Interfax-Ukraine
13:03 20.03.2015

Savchenko feels fine despite hunger strike – Federal Penitentiary Service

2 min read
Savchenko feels fine despite hunger strike – Federal Penitentiary Service

Doctors are monitoring Ukrainian citizen Nadia Savchenko, who is in custody. She feels fine, but she will be transferred to a medical establishment if her health deteriorates," Oleg Korshunov, deputy director of the Russian Federal Penitentiary Service, told reporters.

"She is under close daily observation. If, God forbid, there is even the slightest deterioration, she will immediately be transferred to hospital," Korshunov told reporters on Friday.

If Savchenko is hospitalized, she will be assisted by regular doctors, not Federal Penitentiary Service officials, he said.

Korshunov said that Savchenko is not losing much weight and feels fine, despite the hunger strike.

"Her blood pressure and blood sugar levels are being tested regularly. The tests are normal," Korshunov said.

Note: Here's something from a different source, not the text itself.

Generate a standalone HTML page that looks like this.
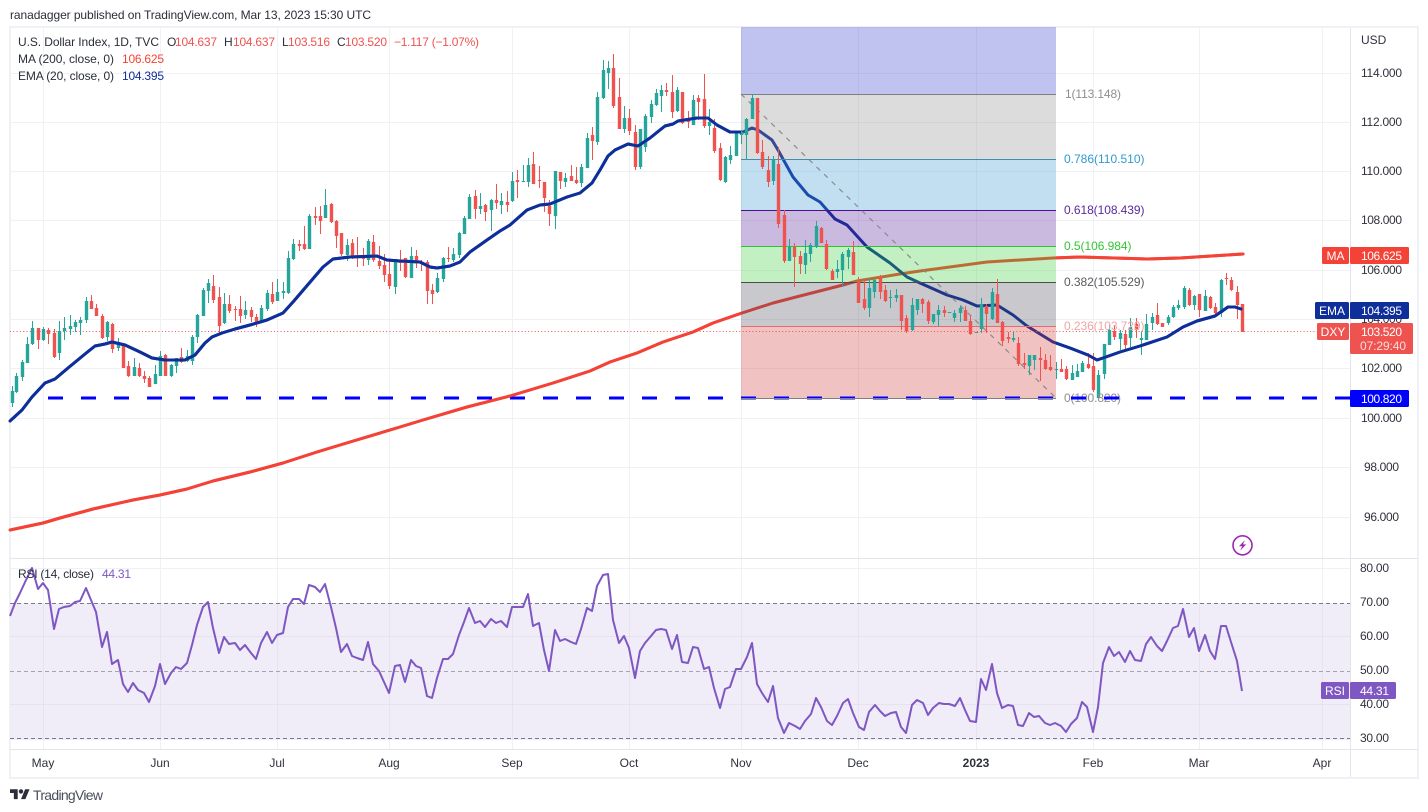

Savchenko has been under arrest at a Moscow detention facility since July 2014 on charges of complicity in the killing of Russian journalists Igor Kornelyuk and Anton Voloshin in southeastern Ukraine, which she has denied.

Since she was detained, she has been elected a member of the Ukrainian parliament and a member of the Ukrainian delegation to the Parliamentary Assembly of the Council of Europe. Ukraine has been demanding her release.

She went on a hunger strike on December 12, 2014 in protest against her arrest. On March 5, 2015, she agreed to consume broth after her condition deteriorated. She later resumed the hunger strike.